>>>

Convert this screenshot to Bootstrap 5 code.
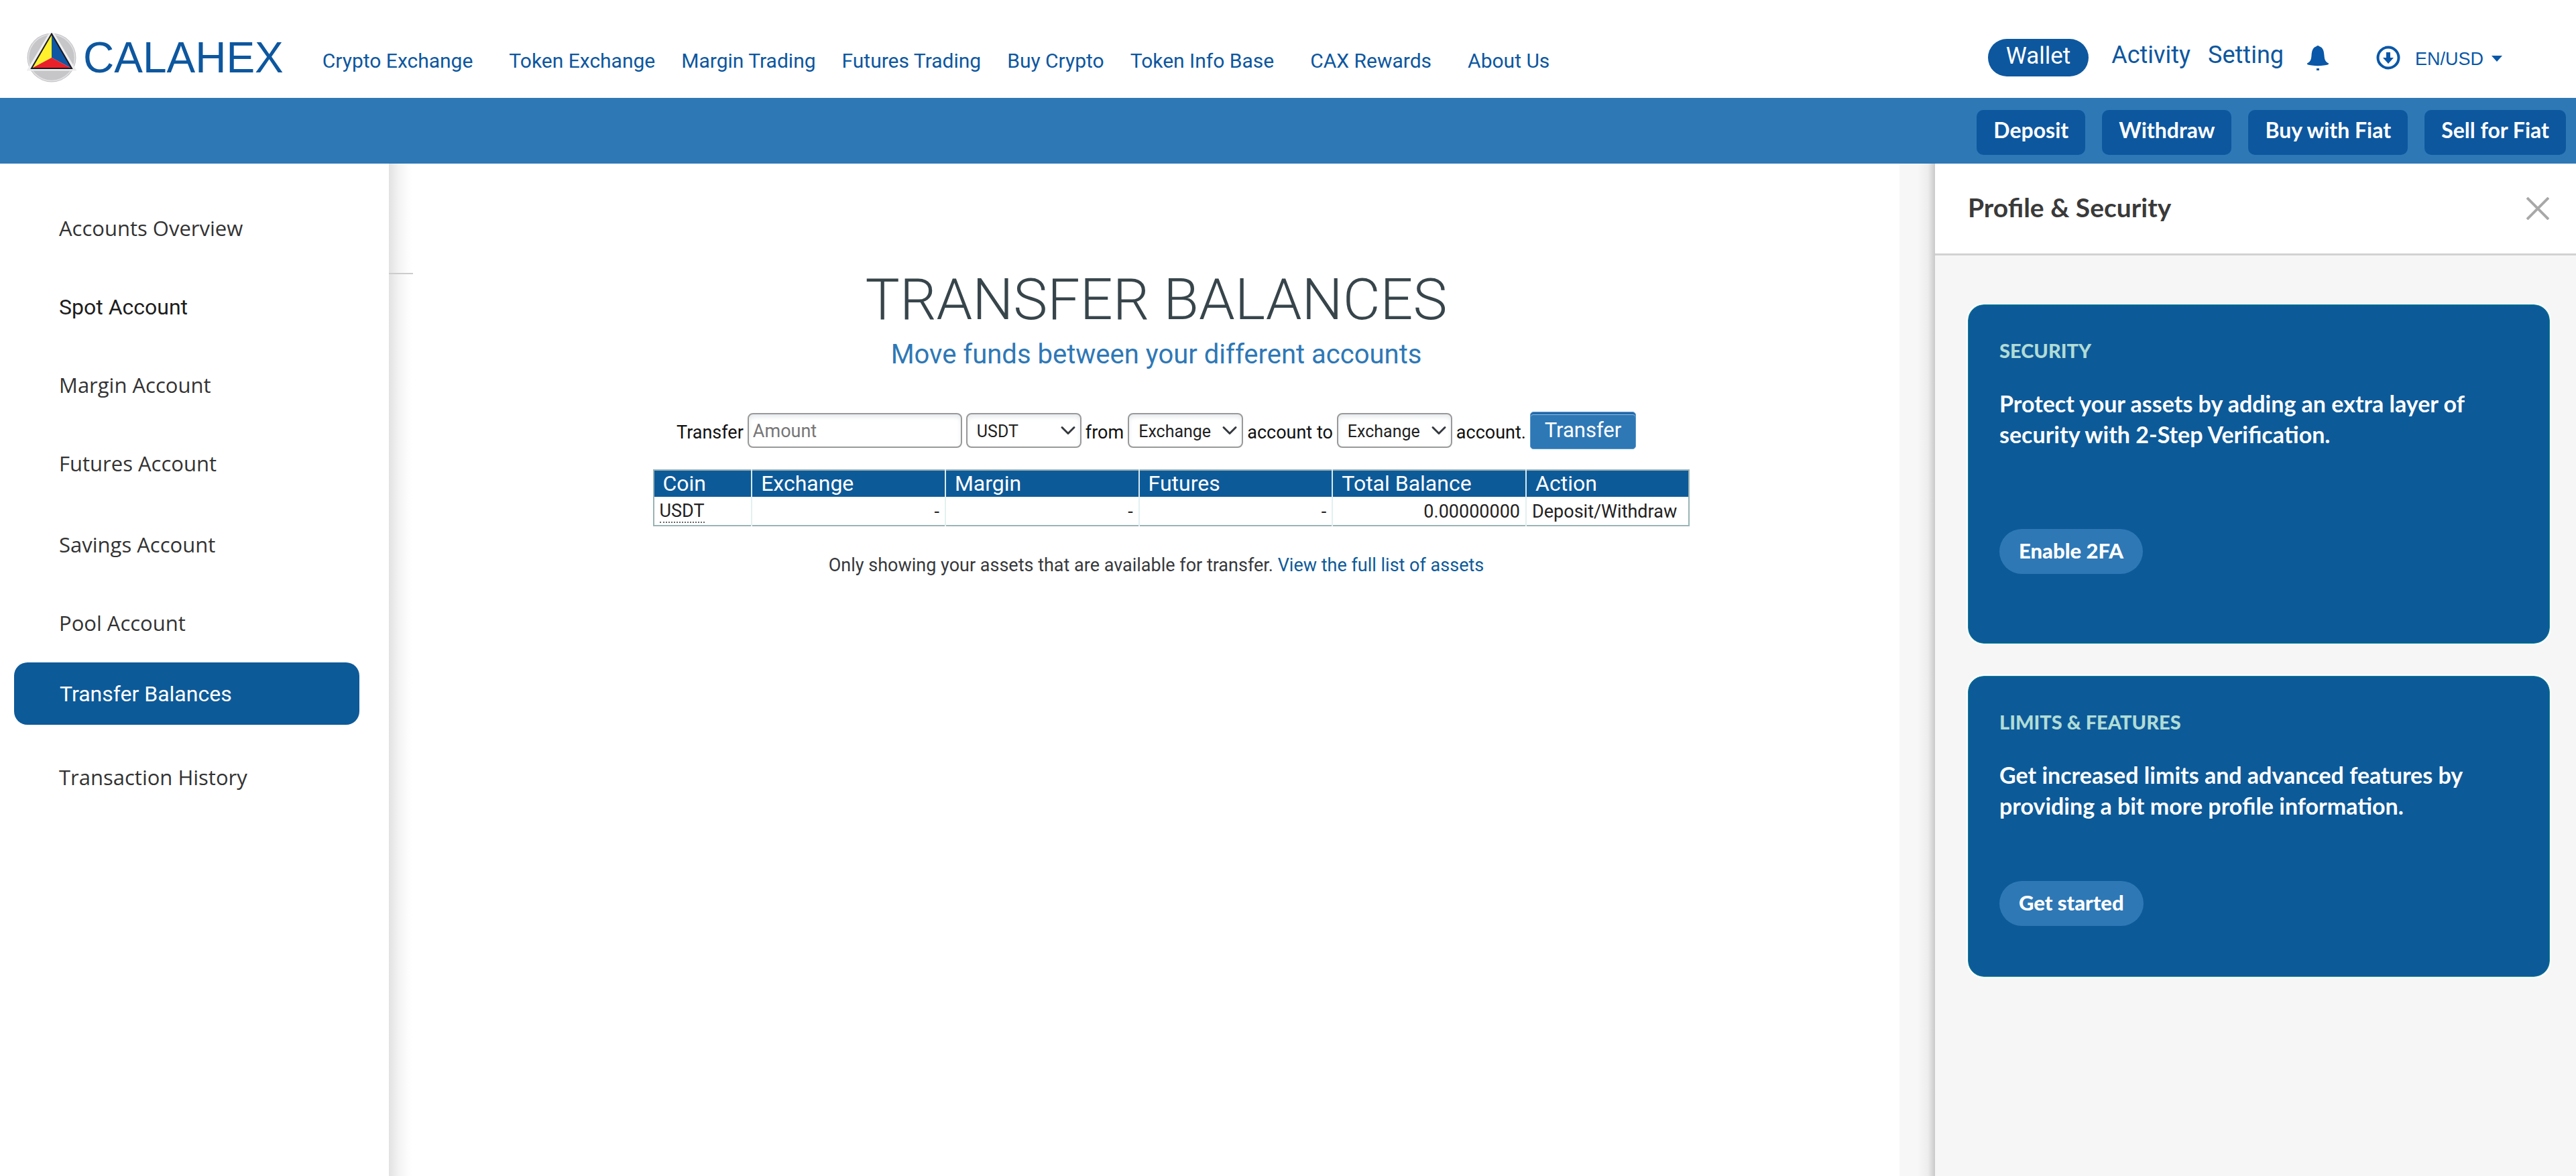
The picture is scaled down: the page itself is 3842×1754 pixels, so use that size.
<!DOCTYPE html>
<html lang="en">
<head>
<meta charset="utf-8">
<meta name="viewport" content="width=device-width, initial-scale=1">
<title>Calahex - Transfer Balances</title>
<link href="https://cdn.jsdelivr.net/npm/bootstrap@5.3.0/dist/css/bootstrap.min.css" rel="stylesheet">
<style>
  :root { --brand: #0d579f; --brand-deep: #0d5a99; --brand-soft: #2e78b6; }
  body { font-family: Roboto, "Liberation Sans", sans-serif; font-size: 27px; color: #222; background: #fff; }
  a { text-decoration: none; }

  /* top bar */
  .topbar { height: 146px; padding: 26px 106px 0 40px; }
  .brand-name { font-family: "Liberation Sans", sans-serif; font-size: 64px; line-height: 74px; color: var(--brand); margin-left: 10px; margin-right: 58px; }
  .main-links { font-size: 30px; line-height: 36px; padding-top: 10px; }
  .main-links a, .user-links a { color: var(--brand); white-space: nowrap; }
  .main-links a { margin-right: 39px; }
  .main-links a.wide { margin-right: 54px; }
  .user-links { font-size: 36px; line-height: 44px; gap: 22px; }
  .user-links .wallet-pill { font-size: 35px; line-height: 44px; color: #fff; background: var(--brand); border: 0; border-radius: 28px; padding: 4px 27px 8px; margin-right: 12px; height: 56px; }
  .user-links > a { padding-bottom: 8px; }
  .user-links > a + a { margin-left: 4px; }
  .icon-btn { border: 0; background: none; padding: 0; line-height: 0; color: #0857a8; }
  .icon-btn.bell { margin-left: 12px; }
  .icon-btn.download { margin-left: 48px; }
  .user-links .locale { font-size: 27px; line-height: 36px; border: 0; background: none; padding: 4px 0 0; color: #0857a8; font-family: "Liberation Sans", sans-serif; }

  /* action strip */
  .action-strip { background: var(--brand-soft); height: 98px; padding: 18px 15px 0; gap: 25px; }
  .action-strip .btn { font-family: Lato, sans-serif; font-weight: 700; font-size: 32px; line-height: 40px; height: 67px; padding: 10px 25px 17px; border: 0; border-radius: 10px; background: var(--brand); color: #fff; white-space: nowrap; }

  /* account menu */
  .side { width: 580px; flex: none; padding-top: 38px; }
  .side a { display: flex; align-items: center; height: 117px; padding-left: 88px; font-family: "Open Sans", "Noto Sans", sans-serif; font-size: 31px; color: #333; }
  .side a.plain { font-family: Roboto, sans-serif; font-size: 32px; color: #1d1d1d; }
  .side a.current { height: 93px; margin: 0 44px 20px 21px; padding-left: 68px; border-radius: 20px; background: var(--brand-deep); color: #fff; font-family: Roboto, sans-serif; font-size: 32px; }
  .side-shade { width: 36px; flex: none; padding-top: 163px; background: linear-gradient(to right, #e2e2e2, #f3f3f3 40%, #fdfdfd 80%, #fff); }
  .side-shade hr { margin: 0; border-top: 2px solid #ccc; opacity: 1; }

  /* transfer area */
  .work { padding-top: 153px; }
  .work h1 { font-size: 86px; line-height: 100px; font-weight: 300; color: #37454b; margin-bottom: 8px; }
  .tagline { font-size: 40px; line-height: 48px; color: var(--brand-soft); margin-bottom: 61px; }
  .transfer-form { gap: 6px; line-height: 32px; margin-bottom: 30px; color: #111; }
  .transfer-form label, .transfer-form span { padding-top: 6px; white-space: nowrap; }
  .transfer-form .form-control, .transfer-form .form-select { height: 52px; border: 2px solid #999; border-radius: 8px; box-shadow: inset 0 4px 6px #e6eaec; color: #222; }
  .transfer-form .form-control { width: 320px; font-size: 27px; padding: 6px 6px 4px; }
  .transfer-form .form-control::placeholder { color: #777; }
  .transfer-form .form-select { width: 172px; font-size: 25px; line-height: 28px; padding: 8px 30px 4px 14px; background-position: right 6px center; background-size: 24px 24px; }
  .transfer-form .btn { height: 56px; width: 158px; padding: 0; font-size: 31px; line-height: 40px; color: #fff; background: var(--brand-soft); border: 1px solid #5b98cc; border-radius: 5px; box-shadow: inset 0 3px 0 #2468a8, inset 0 4px 0 #8fbce0; }

  .balance-wrap { padding-left: 44px; }
  .balances { width: 1546px; table-layout: fixed; border: 2px solid #9ab3b5; border-collapse: collapse; color: #222; }
  .balances th { font-size: 32px; line-height: 38px; font-weight: 400; color: #fff; background: var(--brand-deep); padding: 0 13px 1px; border-right: 2px solid #d8ebee; white-space: nowrap; }
  .balances th:last-child, .balances td:last-child { border-right: 0; }
  .balances td { line-height: 34px; padding: 4px 8px 3px; border-right: 2px solid #e3f0f0; }
  .balances abbr { text-decoration: none; border-bottom: 2px dotted #666; display: inline-block; line-height: 32px; cursor: default; }
  .footnote { line-height: 40px; margin-top: 38px; color: #37393c; }
  .footnote a { color: var(--brand-deep); }

  /* profile panel */
  .gutter { width: 53px; flex: none; background: linear-gradient(to right, #f7f7f7 50%, #ededed 80%, #c9c9c9); }
  .panel { width: 956px; flex: none; background: #f6f6f6; font-family: Lato, sans-serif; font-weight: 700; }
  .panel-top { height: 137px; background: #fff; border-bottom: 3px solid #d2d2d2; padding: 0 40px 0 49px; }
  .panel-top h2 { font-size: 39px; line-height: 46px; font-weight: 700; color: #3a3a3a; margin: 0; padding-bottom: 4px; }
  .panel-body { padding: 73px 39px 0 49px; }
  .tip { background: var(--brand-deep); border: 1px solid #0b8b90; border-radius: 24px; color: #fff; padding: 50px 46px 0; margin-bottom: 48px; outline: 2px solid #fff; }
  .tip h3 { font-size: 29px; line-height: 36px; font-weight: 900; color: #b0dcd6; margin-bottom: 38px; }
  .tip p { font-size: 34px; line-height: 46px; font-weight: 700; margin: 0; }
  .tip .btn { font-weight: 900; font-size: 31px; line-height: 36px; height: 67px; border: 0; border-radius: 34px; padding: 14px 29px 17px; color: #fff; background: var(--brand-soft); }
  .tip.security .btn { margin: 118px 0 103px; }
  .tip.limits .btn { margin: 89px 0 75px; }
</style>
</head>
<body>
<div class="d-flex flex-column min-vh-100">
  <header class="topbar d-flex align-items-center justify-content-between">
    <div class="d-flex align-items-center">
      <a href="#" class="d-flex align-items-center">
        <svg width="74" height="74" viewBox="0 0 74 74" aria-hidden="true">
          <circle cx="37" cy="37" r="36.500" fill="#c6c6c9"/>
          <circle cx="37" cy="37" r="34.500" fill="none" stroke="#e2e2e4" stroke-width="1.500"/>
          <path d="M37 -1 4 54H70Z" fill="#eee" stroke="#eee" stroke-width="5"/>
          <path d="M37 1 7 53 37 37Z" fill="#fff22d"/>
          <path d="M37 1 67 53 37 37Z" fill="#0f57a3"/>
          <path d="M7 53 37 37 67 53Z" fill="#e9202a"/>
          <path d="M37 1.500 7 53H67Z" fill="none" stroke="#1b1822" stroke-width="2"/>
        </svg>
        <span class="brand-name">CALAHEX</span>
      </a>
      <nav class="main-links d-flex">
        <a href="#" class="wide">Crypto Exchange</a>
        <a href="#">Token Exchange</a>
        <a href="#">Margin Trading</a>
        <a href="#">Futures Trading</a>
        <a href="#">Buy Crypto</a>
        <a href="#" class="wide">Token Info Base</a>
        <a href="#" class="wide">CAX Rewards</a>
        <a href="#">About Us</a>
      </nav>
    </div>
    <div class="user-links d-flex align-items-center">
      <button type="button" class="wallet-pill">Wallet</button>
      <a href="#">Activity</a>
      <a href="#">Setting</a>
      <button type="button" class="icon-btn bell" aria-label="Notifications">
        <svg width="34" height="38" viewBox="0 0 34 38" fill="currentColor"><path d="M15 2Q17 0 19 2C25 4 26 9 26.500 16 27 22 28 25 33 27.500 34 29 31 30 26 30.500Q17 32 8 30.500C3 30 0 29 1 27.500 6 25 7 22 7.500 16 8 9 9 4 15 2ZM15 35H19V38H15Z"/></svg>
      </button>
      <button type="button" class="icon-btn download" aria-label="Download">
        <svg width="36" height="36" viewBox="0 0 36 36"><circle cx="18" cy="18" r="15.500" fill="none" stroke="currentColor" stroke-width="4"/><path d="M15 10H21V18H26L18 27 10 18H15Z" fill="currentColor"/></svg>
      </button>
      <button type="button" class="locale d-flex align-items-center">EN/USD
        <svg class="ms-2" width="24" height="10" viewBox="0 0 24 10" fill="currentColor" aria-hidden="true"><path d="M4 0H20L12 9Z"/></svg>
      </button>
    </div>
  </header>

  <div class="action-strip d-flex justify-content-end">
    <button type="button" class="btn">Deposit</button>
    <button type="button" class="btn">Withdraw</button>
    <button type="button" class="btn">Buy with Fiat</button>
    <button type="button" class="btn">Sell for Fiat</button>
  </div>

  <div class="d-flex flex-grow-1">
    <nav class="side">
      <a href="#">Accounts Overview</a>
      <a href="#" class="plain">Spot Account</a>
      <a href="#">Margin Account</a>
      <a href="#">Futures Account</a>
      <a href="#" class="mt-1">Savings Account</a>
      <a href="#">Pool Account</a>
      <a href="#" class="current" aria-current="page">Transfer Balances</a>
      <a href="#">Transaction History</a>
    </nav>
    <div class="side-shade"><hr></div>

    <main class="work flex-grow-1 d-flex flex-column align-items-center">
      <h1>TRANSFER BALANCES</h1>
      <p class="tagline">Move funds between your different accounts</p>
      <form class="transfer-form d-flex align-items-center">
        <label for="amount">Transfer</label>
        <input id="amount" type="text" class="form-control" placeholder="Amount">
        <select class="form-select" aria-label="Coin"><option>USDT</option></select>
        <label for="source">from</label>
        <select id="source" class="form-select"><option>Exchange</option></select>
        <label for="target">account to</label>
        <select id="target" class="form-select"><option>Exchange</option></select>
        <span>account.</span>
        <button type="button" class="btn">Transfer</button>
      </form>
      <div class="balance-wrap">
        <table class="balances">
          <colgroup><col style="width:9.5%"><col style="width:18.7%"><col style="width:18.7%"><col style="width:18.7%"><col style="width:18.7%"><col></colgroup>
          <thead><tr><th>Coin</th><th>Exchange</th><th>Margin</th><th>Futures</th><th>Total Balance</th><th>Action</th></tr></thead>
          <tbody><tr><td><abbr>USDT</abbr></td><td class="text-end">-</td><td class="text-end">-</td><td class="text-end">-</td><td class="text-end">0.00000000</td><td><a href="#" class="text-reset">Deposit/Withdraw</a></td></tr></tbody>
        </table>
      </div>
      <p class="footnote">Only showing your assets that are available for transfer. <a href="#">View the full list of assets</a></p>
    </main>

    <div class="gutter"></div>
    <aside class="panel">
      <div class="panel-top d-flex align-items-center justify-content-between">
        <h2>Profile &amp; Security</h2>
        <button type="button" class="icon-btn" aria-label="Close">
          <svg width="34" height="34" viewBox="0 0 34 34" stroke="#a8a8a8" stroke-width="4"><path d="M1 1 33 33M33 1 1 33"/></svg>
        </button>
      </div>
      <div class="panel-body">
        <section class="tip security">
          <h3>SECURITY</h3>
          <p>Protect your assets by adding an extra layer of<br>security with 2-Step Verification.</p>
          <button type="button" class="btn">Enable 2FA</button>
        </section>
        <section class="tip limits">
          <h3>LIMITS &amp; FEATURES</h3>
          <p>Get increased limits and advanced features by<br>providing a bit more profile information.</p>
          <button type="button" class="btn">Get started</button>
        </section>
      </div>
    </aside>
  </div>
</div>
<script src="https://cdn.jsdelivr.net/npm/bootstrap@5.3.0/dist/js/bootstrap.bundle.min.js"></script>
</body>
</html>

<<<

• **Exercise instructions**: Copy every line above that includes the string "page".

• **Response to this task**:
The picture is scaled down: the page itself is 3842×1754 pixels, so use that size.
      <a href="#" class="current" aria-current="page">Transfer Balances</a>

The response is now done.